Exercise instructions: In your copy, include every line of the listing below exactly but none of the pictures.

— START Given data —

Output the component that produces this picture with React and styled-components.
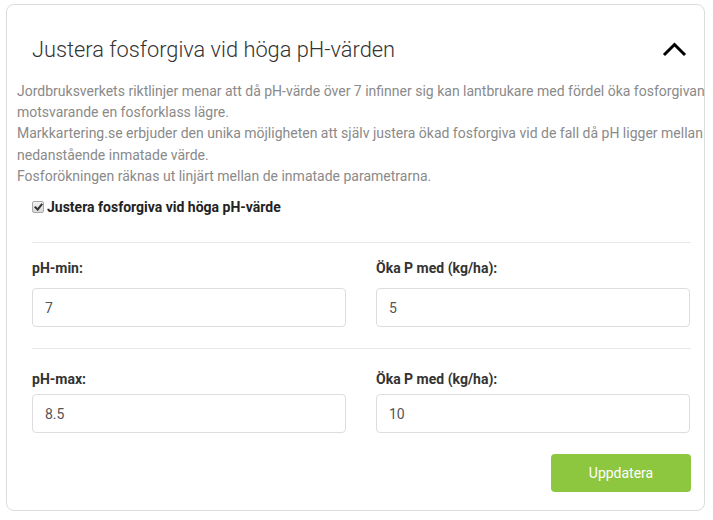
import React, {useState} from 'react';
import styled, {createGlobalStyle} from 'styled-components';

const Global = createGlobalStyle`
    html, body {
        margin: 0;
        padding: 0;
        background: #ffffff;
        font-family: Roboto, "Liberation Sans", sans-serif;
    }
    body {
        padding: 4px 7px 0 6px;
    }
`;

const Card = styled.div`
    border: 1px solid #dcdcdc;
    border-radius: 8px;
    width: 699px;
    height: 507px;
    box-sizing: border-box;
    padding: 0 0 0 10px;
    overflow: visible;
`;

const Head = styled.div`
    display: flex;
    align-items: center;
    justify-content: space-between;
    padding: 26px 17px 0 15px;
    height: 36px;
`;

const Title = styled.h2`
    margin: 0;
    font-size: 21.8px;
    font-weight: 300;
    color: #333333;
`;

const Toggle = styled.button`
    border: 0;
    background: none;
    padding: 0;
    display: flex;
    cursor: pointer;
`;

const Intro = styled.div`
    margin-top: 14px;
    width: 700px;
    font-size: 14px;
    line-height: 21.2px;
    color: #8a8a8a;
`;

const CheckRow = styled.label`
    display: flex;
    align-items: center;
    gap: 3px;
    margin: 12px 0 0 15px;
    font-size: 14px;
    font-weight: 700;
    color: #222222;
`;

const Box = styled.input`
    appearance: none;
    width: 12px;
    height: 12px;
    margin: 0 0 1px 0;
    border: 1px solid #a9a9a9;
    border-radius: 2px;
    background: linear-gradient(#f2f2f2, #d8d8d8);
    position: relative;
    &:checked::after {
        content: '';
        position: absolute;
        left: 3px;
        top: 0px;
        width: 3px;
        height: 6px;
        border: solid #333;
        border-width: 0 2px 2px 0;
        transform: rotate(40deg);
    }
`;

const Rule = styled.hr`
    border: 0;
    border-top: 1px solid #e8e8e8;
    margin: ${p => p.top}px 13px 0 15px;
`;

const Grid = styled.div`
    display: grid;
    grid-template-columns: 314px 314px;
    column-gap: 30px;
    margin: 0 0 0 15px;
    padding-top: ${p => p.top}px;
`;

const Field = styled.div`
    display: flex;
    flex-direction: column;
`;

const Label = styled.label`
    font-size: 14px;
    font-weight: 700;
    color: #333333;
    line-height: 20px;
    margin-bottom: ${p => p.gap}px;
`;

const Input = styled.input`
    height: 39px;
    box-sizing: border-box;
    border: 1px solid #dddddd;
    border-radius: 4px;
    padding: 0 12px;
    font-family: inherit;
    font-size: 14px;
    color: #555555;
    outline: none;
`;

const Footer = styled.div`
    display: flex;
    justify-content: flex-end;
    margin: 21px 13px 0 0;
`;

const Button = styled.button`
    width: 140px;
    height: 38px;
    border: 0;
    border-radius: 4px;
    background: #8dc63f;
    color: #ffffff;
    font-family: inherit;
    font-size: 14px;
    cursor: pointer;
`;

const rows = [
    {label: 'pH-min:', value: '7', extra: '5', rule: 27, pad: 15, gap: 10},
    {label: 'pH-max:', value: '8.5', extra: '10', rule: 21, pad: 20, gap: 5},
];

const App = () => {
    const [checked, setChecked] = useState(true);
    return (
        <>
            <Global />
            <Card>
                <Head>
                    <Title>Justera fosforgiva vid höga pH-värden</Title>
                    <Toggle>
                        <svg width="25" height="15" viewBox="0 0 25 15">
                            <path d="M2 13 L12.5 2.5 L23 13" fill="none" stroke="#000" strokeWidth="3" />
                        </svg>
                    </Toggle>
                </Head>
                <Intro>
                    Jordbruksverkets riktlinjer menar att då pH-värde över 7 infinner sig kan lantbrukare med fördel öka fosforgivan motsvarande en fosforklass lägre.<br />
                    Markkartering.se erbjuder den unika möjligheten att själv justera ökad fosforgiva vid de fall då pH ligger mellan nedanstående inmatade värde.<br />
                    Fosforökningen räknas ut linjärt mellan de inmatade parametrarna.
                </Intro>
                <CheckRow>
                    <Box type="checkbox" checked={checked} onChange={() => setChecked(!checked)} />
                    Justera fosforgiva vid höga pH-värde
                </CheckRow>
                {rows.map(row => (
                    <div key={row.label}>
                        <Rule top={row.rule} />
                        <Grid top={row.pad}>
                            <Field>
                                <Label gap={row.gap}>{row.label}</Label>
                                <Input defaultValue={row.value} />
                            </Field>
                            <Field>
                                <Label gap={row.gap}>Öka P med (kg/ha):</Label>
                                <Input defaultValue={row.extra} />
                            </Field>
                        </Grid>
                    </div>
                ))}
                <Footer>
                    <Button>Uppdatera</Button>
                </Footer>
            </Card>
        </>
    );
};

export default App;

— END Given data —

Task answer:
Output the component that produces this picture with React and styled-components.
import React, {useState} from 'react';
import styled, {createGlobalStyle} from 'styled-components';

const Global = createGlobalStyle`
    html, body {
        margin: 0;
        padding: 0;
        background: #ffffff;
        font-family: Roboto, "Liberation Sans", sans-serif;
    }
    body {
        padding: 4px 7px 0 6px;
    }
`;

const Card = styled.div`
    border: 1px solid #dcdcdc;
    border-radius: 8px;
    width: 699px;
    height: 507px;
    box-sizing: border-box;
    padding: 0 0 0 10px;
    overflow: visible;
`;

const Head = styled.div`
    display: flex;
    align-items: center;
    justify-content: space-between;
    padding: 26px 17px 0 15px;
    height: 36px;
`;

const Title = styled.h2`
    margin: 0;
    font-size: 21.8px;
    font-weight: 300;
    color: #333333;
`;

const Toggle = styled.button`
    border: 0;
    background: none;
    padding: 0;
    display: flex;
    cursor: pointer;
`;

const Intro = styled.div`
    margin-top: 14px;
    width: 700px;
    font-size: 14px;
    line-height: 21.2px;
    color: #8a8a8a;
`;

const CheckRow = styled.label`
    display: flex;
    align-items: center;
    gap: 3px;
    margin: 12px 0 0 15px;
    font-size: 14px;
    font-weight: 700;
    color: #222222;
`;

const Box = styled.input`
    appearance: none;
    width: 12px;
    height: 12px;
    margin: 0 0 1px 0;
    border: 1px solid #a9a9a9;
    border-radius: 2px;
    background: linear-gradient(#f2f2f2, #d8d8d8);
    position: relative;
    &:checked::after {
        content: '';
        position: absolute;
        left: 3px;
        top: 0px;
        width: 3px;
        height: 6px;
        border: solid #333;
        border-width: 0 2px 2px 0;
        transform: rotate(40deg);
    }
`;

const Rule = styled.hr`
    border: 0;
    border-top: 1px solid #e8e8e8;
    margin: ${p => p.top}px 13px 0 15px;
`;

const Grid = styled.div`
    display: grid;
    grid-template-columns: 314px 314px;
    column-gap: 30px;
    margin: 0 0 0 15px;
    padding-top: ${p => p.top}px;
`;

const Field = styled.div`
    display: flex;
    flex-direction: column;
`;

const Label = styled.label`
    font-size: 14px;
    font-weight: 700;
    color: #333333;
    line-height: 20px;
    margin-bottom: ${p => p.gap}px;
`;

const Input = styled.input`
    height: 39px;
    box-sizing: border-box;
    border: 1px solid #dddddd;
    border-radius: 4px;
    padding: 0 12px;
    font-family: inherit;
    font-size: 14px;
    color: #555555;
    outline: none;
`;

const Footer = styled.div`
    display: flex;
    justify-content: flex-end;
    margin: 21px 13px 0 0;
`;

const Button = styled.button`
    width: 140px;
    height: 38px;
    border: 0;
    border-radius: 4px;
    background: #8dc63f;
    color: #ffffff;
    font-family: inherit;
    font-size: 14px;
    cursor: pointer;
`;

const rows = [
    {label: 'pH-min:', value: '7', extra: '5', rule: 27, pad: 15, gap: 10},
    {label: 'pH-max:', value: '8.5', extra: '10', rule: 21, pad: 20, gap: 5},
];

const App = () => {
    const [checked, setChecked] = useState(true);
    return (
        <>
            <Global />
            <Card>
                <Head>
                    <Title>Justera fosforgiva vid höga pH-värden</Title>
                    <Toggle>
                        <svg width="25" height="15" viewBox="0 0 25 15">
                            <path d="M2 13 L12.5 2.5 L23 13" fill="none" stroke="#000" strokeWidth="3" />
                        </svg>
                    </Toggle>
                </Head>
                <Intro>
                    Jordbruksverkets riktlinjer menar att då pH-värde över 7 infinner sig kan lantbrukare med fördel öka fosforgivan motsvarande en fosforklass lägre.<br />
                    Markkartering.se erbjuder den unika möjligheten att själv justera ökad fosforgiva vid de fall då pH ligger mellan nedanstående inmatade värde.<br />
                    Fosforökningen räknas ut linjärt mellan de inmatade parametrarna.
                </Intro>
                <CheckRow>
                    <Box type="checkbox" checked={checked} onChange={() => setChecked(!checked)} />
                    Justera fosforgiva vid höga pH-värde
                </CheckRow>
                {rows.map(row => (
                    <div key={row.label}>
                        <Rule top={row.rule} />
                        <Grid top={row.pad}>
                            <Field>
                                <Label gap={row.gap}>{row.label}</Label>
                                <Input defaultValue={row.value} />
                            </Field>
                            <Field>
                                <Label gap={row.gap}>Öka P med (kg/ha):</Label>
                                <Input defaultValue={row.extra} />
                            </Field>
                        </Grid>
                    </div>
                ))}
                <Footer>
                    <Button>Uppdatera</Button>
                </Footer>
            </Card>
        </>
    );
};

export default App;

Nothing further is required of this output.